Jazz music and trial lawyering
Long before ever stepping foot in law school, I was a jazz music fanatic, since the age of twelve in 1975, particularly for fellow trumpeters. I experienced Miles play that year in Newport, Dizzy two years later in Westport and two more times, Cat the following year in Nice, Roy the following year in New York, Woody four years later in Boston, and Freddie a bit later the same year in Cambridge.
Right into the eighties — perhaps beyond then — the most famous straightahead jazz masters ordinarily earned money that paled in comparison to rock star pay, sometimes only being able to fill an average-sized nightclub. They did it for love of the music, for excellence, for the ecstasy of living the music, and because this was part of who they were. That parallels what guided me to and kept me with criminal defense law. The struggles for justice for criminal defendants involve substantial toil and frequent frustrations with the criminal justice system; however, the victories make it all worth it, and the constant fight for justice is the only way to obtain those victories.
Great jazz music involves spontaneity, improvisation, and often mind-blowing brilliance that make the best rock music look like tiddlywinks. Great criminal defense involves the same dynamics.

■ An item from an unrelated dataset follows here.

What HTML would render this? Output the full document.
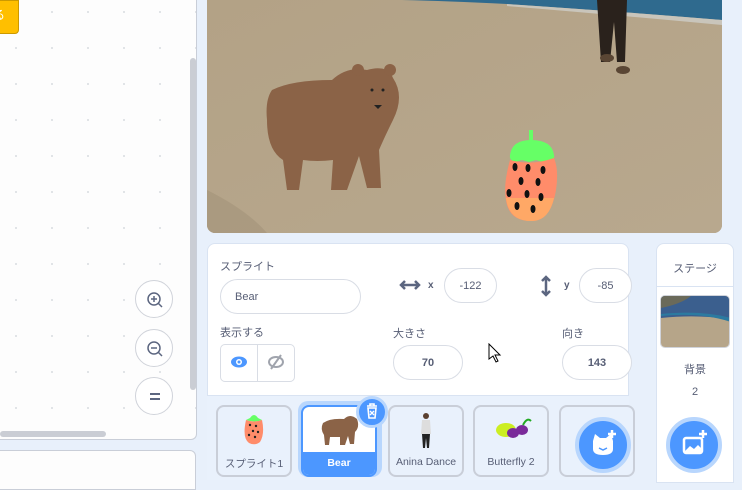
<!DOCTYPE html>
<html><head><meta charset="utf-8"><style>
*{box-sizing:border-box;margin:0;padding:0}
body{width:742px;height:480px;overflow:hidden;background:#e8f0fb;font-family:"Liberation Sans","Noto Sans CJK JP",sans-serif;position:relative;color:#575e75}
.abs{position:absolute}
.field{position:absolute;border:1px solid #d9dde5;border-radius:20px;background:#fff;font-size:11px;color:#575e75;display:flex;align-items:center;justify-content:center}
.lbl{position:absolute;font-size:11px;color:#575e75}
.spr{position:absolute;top:405px;width:76px;height:72px;border:2px solid #c9ced8;border-radius:8px;background:#e9f1fc;font-size:10.5px;text-align:center}
</style></head><body>
<div class="abs" style="left:0;top:0;width:197px;height:440px;background:#fdfdfd;border:1px solid #c9ced8;border-left:none;border-top:none;border-radius:0 0 6px 0;
background-image:radial-gradient(circle,#d8dbe0 0.8px,transparent 1px);background-size:36px 36px;background-position:-2px -6px"></div>
<div class="abs" style="left:-8px;top:0;width:27px;height:34px;background:#ffbf00;border-radius:0 0 4px 0;border:1px solid #cc9900;color:#fff;font-size:12px;line-height:14px;padding:7px 0 0 0;white-space:nowrap;overflow:hidden">る</div>
<div class="abs" style="left:190px;top:58px;width:6px;height:332px;background:#cacdd4;border-radius:3px"></div>
<div class="abs" style="left:0;top:431px;width:106px;height:6px;background:#cacdd4;border-radius:3px"></div>
<div class="abs" style="left:135px;top:280px;width:38px;height:38px;border:1.5px solid #d0d3da;border-radius:50%;background:#fff"><svg width="38" height="38" viewBox="0 0 38 38"><circle cx="18" cy="18" r="6" fill="none" stroke="#5c6680" stroke-width="1.5"/><path d="M22 22l4 4M18 15v6M15 18h6" stroke="#5c6680" stroke-width="1.5"/></svg></div>
<div class="abs" style="left:135px;top:329px;width:38px;height:38px;border:1.5px solid #d0d3da;border-radius:50%;background:#fff"><svg width="38" height="38" viewBox="0 0 38 38"><circle cx="18" cy="18" r="6" fill="none" stroke="#5c6680" stroke-width="1.5"/><path d="M22 22l4 4M15 18h6" stroke="#5c6680" stroke-width="1.5"/></svg></div>
<div class="abs" style="left:135px;top:377px;width:38px;height:38px;border:1.5px solid #d0d3da;border-radius:50%;background:#fff"><svg width="38" height="38" viewBox="0 0 38 38"><path d="M14 16h10M14 21h10" stroke="#5c6680" stroke-width="2"/></svg></div>
<div class="abs" style="left:0;top:450px;width:196px;height:40px;background:#fdfdfd;border:1px solid #c9ced8;border-left:none;border-radius:0 6px 0 0"></div>
<div class="abs" style="left:207px;top:0;width:515px;height:233px;border-radius:0 0 8px 8px;overflow:hidden;background:#b5a488">
<svg width="515" height="233" viewBox="0 0 515 233">
<defs><linearGradient id="sg" x1="0" y1="0" x2="1" y2="1"><stop offset="0" stop-color="#b3a286"/><stop offset="1" stop-color="#b8a88e"/></linearGradient></defs>
<rect width="515" height="233" fill="url(#sg)"/>
<path d="M195 0H515V20Q420 12 300 4Q240 1 195 0Z" fill="#2f6a8e"/>
<path d="M300 4Q420 12 515 20V25Q420 16 300 6Z" fill="#c9c5bb"/>
<path d="M0 190Q40 210 60 233H0Z" fill="#a09075" opacity=".5"/>
<path d="M390 0h30l-2 62h-8l-3-40-4 40h-9z" fill="#2a221c"/>
<ellipse cx="400" cy="58" rx="7" ry="4" fill="#5a4634"/><ellipse cx="416" cy="70" rx="7" ry="4" fill="#5a4634"/>
<path d="M65 90Q85 80 125 80Q140 66 160 70Q180 64 186 78Q198 96 186 120Q178 136 172 150L174 188H160L152 156L140 190H124L126 160Q110 162 96 160L92 190H80L76 160Q60 150 60 120Q58 100 65 90Z" fill="#8b6347"/>
<circle cx="151" cy="70" r="6" fill="#8b6347"/><circle cx="183" cy="70" r="6" fill="#8b6347"/>
<circle cx="165" cy="90" r="1.5" fill="#222"/><circle cx="176" cy="90" r="1.5" fill="#222"/><path d="M167 105h8l-4 4z" fill="#222"/>
<path d="M322 130h4v12h-4z" fill="#66ff66"/>
<path d="M303 155Q305 140 324 140Q345 140 347 155Q348 160 343 160L336 162L329 160L322 162L315 160L308 162Q302 160 303 155Z" fill="#66ff66"/>
<path d="M303 160Q296 185 299 200Q302 222 326 221Q344 220 349 190Q352 170 347 158Q325 166 303 160Z" fill="#ff8c6a"/>
<path d="M299 198Q302 222 326 221Q342 220 347 198Z" fill="#ffa866"/>
<g fill="#111"><ellipse cx="308" cy="167" rx="2.5" ry="4"/><ellipse cx="321" cy="168" rx="2.5" ry="4"/><ellipse cx="336" cy="170" rx="2.5" ry="4"/><ellipse cx="314" cy="181" rx="2.5" ry="4"/><ellipse cx="331" cy="182" rx="2.5" ry="4"/><ellipse cx="302" cy="193" rx="2.5" ry="4"/><ellipse cx="320" cy="194" rx="2.5" ry="4"/><ellipse cx="334" cy="197" rx="2.5" ry="4"/><ellipse cx="310" cy="206" rx="2.5" ry="4"/><ellipse cx="326" cy="209" rx="2.5" ry="4"/></g>
</svg></div>
<div class="abs" style="left:207px;top:243px;width:422px;height:237px;background:#fff;border:1px solid #d9e3f2;border-radius:8px 8px 0 0"></div>
<div class="abs" style="left:207px;top:395px;width:422px;height:85px;background:#e9f1fc;border-top:1px solid #d9e3f2"></div>
<div class="lbl" style="left:220px;top:258px">スプライト</div>
<div class="field" style="left:220px;top:279px;width:141px;height:35px;justify-content:flex-start;padding-left:14px">Bear</div>
<svg class="abs" style="left:399px;top:278px" width="22" height="14" viewBox="0 0 22 14"><path d="M2 7h18M6 3L2 7l4 4M16 3l4 4-4 4" stroke="#5c6680" stroke-width="2.5" fill="none"/></svg>
<div class="lbl" style="left:428px;top:280px;font-weight:bold;font-size:10px">x</div>
<div class="field" style="left:444px;top:268px;width:53px;height:35px">-122</div>
<svg class="abs" style="left:539px;top:275px" width="14" height="22" viewBox="0 0 14 22"><path d="M7 2v18M3 6l4-4 4 4M3 16l4 4 4-4" stroke="#5c6680" stroke-width="2.5" fill="none"/></svg>
<div class="lbl" style="left:564px;top:280px;font-weight:bold;font-size:10px">y</div>
<div class="field" style="left:579px;top:268px;width:53px;height:35px">-85</div>
<div class="lbl" style="left:220px;top:324px">表示する</div>
<div class="abs" style="left:220px;top:344px;width:75px;height:38px;border:1px solid #d9dde5;border-radius:5px;background:#fff"></div>
<div class="abs" style="left:257px;top:344px;width:1px;height:38px;background:#d9dde5"></div>
<svg class="abs" style="left:230px;top:355px" width="18" height="14" viewBox="0 0 18 14"><ellipse cx="9" cy="7" rx="8" ry="5.5" fill="#4c97ff"/><circle cx="9" cy="7" r="3" fill="#fff"/><circle cx="9" cy="7" r="1.5" fill="#4c97ff"/></svg>
<svg class="abs" style="left:267px;top:354px" width="18" height="16" viewBox="0 0 18 16"><ellipse cx="9" cy="8" rx="7" ry="5" fill="none" stroke="#a0a4ad" stroke-width="2"/><path d="M14 1L4 15" stroke="#a0a4ad" stroke-width="2"/></svg>
<div class="lbl" style="left:393px;top:325px">大きさ</div>
<div class="field" style="left:393px;top:345px;width:70px;height:35px;font-weight:bold">70</div>
<div class="lbl" style="left:562px;top:325px">向き</div>
<div class="field" style="left:562px;top:345px;width:70px;height:35px;font-weight:bold">143</div>
<svg class="abs" style="left:488px;top:343px" width="14" height="20" viewBox="0 0 14 20"><path d="M1 1v15l4-3 3 6 2-1-3-6h5z" fill="#fff" stroke="#000" stroke-width="1"/></svg>
<div class="spr" style="left:216px"><svg class="abs" style="left:23px;top:3px" width="26" height="36" viewBox="0 0 26 36"><path d="M9 8Q13 2 17 8L21 10Q14 13 5 10Z" fill="#66ff66"/><path d="M5 10Q1 28 8 33Q14 36 19 32Q24 24 21 10Q13 13 5 10Z" fill="#ff8c6a"/><g fill="#222"><circle cx="9" cy="15" r="1.2"/><circle cx="15" cy="16" r="1.2"/><circle cx="12" cy="21" r="1.2"/><circle cx="17" cy="22" r="1.2"/><circle cx="8" cy="25" r="1.2"/><circle cx="14" cy="27" r="1.2"/></g></svg><div class="abs" style="left:0;right:0;top:49px">スプライト1</div></div>
<div class="abs" style="left:298px;top:401px;width:84px;height:76px;border-radius:10px;background:#b8d6fd"></div>
<div class="spr" style="left:301px;border-color:#4c97ff;background:#fff;overflow:hidden"><svg class="abs" style="left:17px;top:6px" width="40" height="34" viewBox="0 0 40 34"><path d="M3 10Q10 5 24 6Q30 0 37 6Q40 14 35 19L34 31H30L28 23L25 32H20L20 24H10L9 32H5L4 22Q0 16 3 10Z" fill="#8b6347"/></svg><div class="abs" style="left:0;right:0;bottom:0;height:23px;background:#4c97ff;color:#fff;font-weight:bold;padding-top:5px">Bear</div></div>
<div class="abs" style="left:356px;top:396px;width:32px;height:32px;border-radius:50%;background:#4c97ff;border:3px solid #b8d6fd"><svg width="26" height="26" viewBox="0 0 26 26"><path d="M8 7h10M11 7V5h4v2M9 9h8l-1 10h-6z" fill="none" stroke="#fff" stroke-width="1.6"/><path d="M11 12l4 4M15 12l-4 4" stroke="#fff" stroke-width="1.3"/></svg></div>
<div class="spr" style="left:388px"><svg class="abs" style="left:28px;top:5px" width="16" height="38" viewBox="0 0 16 38"><circle cx="8" cy="4" r="3" fill="#5a4030"/><path d="M4 8h8l1 14H3z" fill="#ddd"/><path d="M4 22h8l-1 14H9L8 26 7 36H5z" fill="#222"/></svg><div class="abs" style="left:0;right:0;top:49px">Anina Dance</div></div>
<div class="spr" style="left:473px"><svg class="abs" style="left:18px;top:8px" width="40" height="28" viewBox="0 0 40 28"><ellipse cx="13" cy="15" rx="10" ry="7" fill="#ccee22"/><ellipse cx="20" cy="18" rx="6" ry="5" fill="#7a2a9a"/><ellipse cx="29" cy="15" rx="6" ry="5" fill="#7a2a9a"/><path d="M30 10Q34 2 38 6" stroke="#22aa22" stroke-width="2" fill="none"/></svg><div class="abs" style="left:0;right:0;top:49px">Butterfly 2</div></div>
<div class="spr" style="left:559px"></div>
<div class="abs" style="left:575px;top:417px;width:56px;height:56px;border-radius:50%;background:#4c97ff;border:4px solid #b8d6fd"><svg width="48" height="48" viewBox="0 0 48 48"><path d="M14 20l2-7 5 4h6l5-4 2 7v8q0 6-10 6t-10-6z" fill="#fff"/><path d="M20 27l4 2 4-2" stroke="#4c97ff" stroke-width="1.5" fill="none"/><path d="M33 9v8M29 13h8" stroke="#fff" stroke-width="2.5"/></svg></div>
<div class="abs" style="left:656px;top:243px;width:78px;height:240px;background:#fff;border:1px solid #d9e3f2;border-radius:8px 8px 0 0"></div>
<div class="abs" style="left:656px;top:286px;width:78px;height:1px;background:#d9e3f2"></div>
<div class="lbl" style="left:656px;top:260px;width:78px;text-align:center">ステージ</div>
<div class="abs" style="left:660px;top:295px;width:70px;height:53px;border-radius:5px;overflow:hidden;border:1px solid #d0d3da"><svg width="70" height="53" viewBox="0 0 70 53"><rect width="70" height="53" fill="#b6a589"/><path d="M0 0H70V24Q40 18 0 22Z" fill="#3b5f8e"/><path d="M0 0H30Q20 8 0 12Z" fill="#6a6a5a"/><path d="M0 20Q40 16 70 26V22Q40 14 0 18Z" fill="#2c7aa0"/></svg></div>
<div class="lbl" style="left:656px;top:361px;width:78px;text-align:center">背景</div>
<div class="lbl" style="left:656px;top:386px;width:78px;text-align:center">2</div>
<div class="abs" style="left:666px;top:417px;width:56px;height:56px;border-radius:50%;background:#4c97ff;border:4px solid #b8d6fd"><svg width="48" height="48" viewBox="0 0 48 48"><rect x="14" y="17" width="18" height="15" rx="2" fill="none" stroke="#fff" stroke-width="2.5"/><path d="M15 30l5-5 4 3 4-4 3 3v4H15z" fill="#fff"/><path d="M33 9v8M29 13h8" stroke="#fff" stroke-width="2.5"/></svg></div>
</body></html>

This spontaneity, improvisation and being in the moment can pleasantly surprise and please both the musician and the trial lawyer. For instance, Cab Calloway’s famous line from "Minnie the Moocher" — "Hi-de-hi-de-hi-de-ho," "Oodlee-odlye-odlyee-oodlee-doo" — came not from any advance planning, but from having to fill in the gaps when he forgot some of the song’s lyrics. It is akin to being thrown a curve by a judge’s improvidently sustaining an objection to a lawyer’s line of questioning, and continuing a new line of attack flawlessly, without skipping a beat, and perhaps with more skilled ferocity than ever.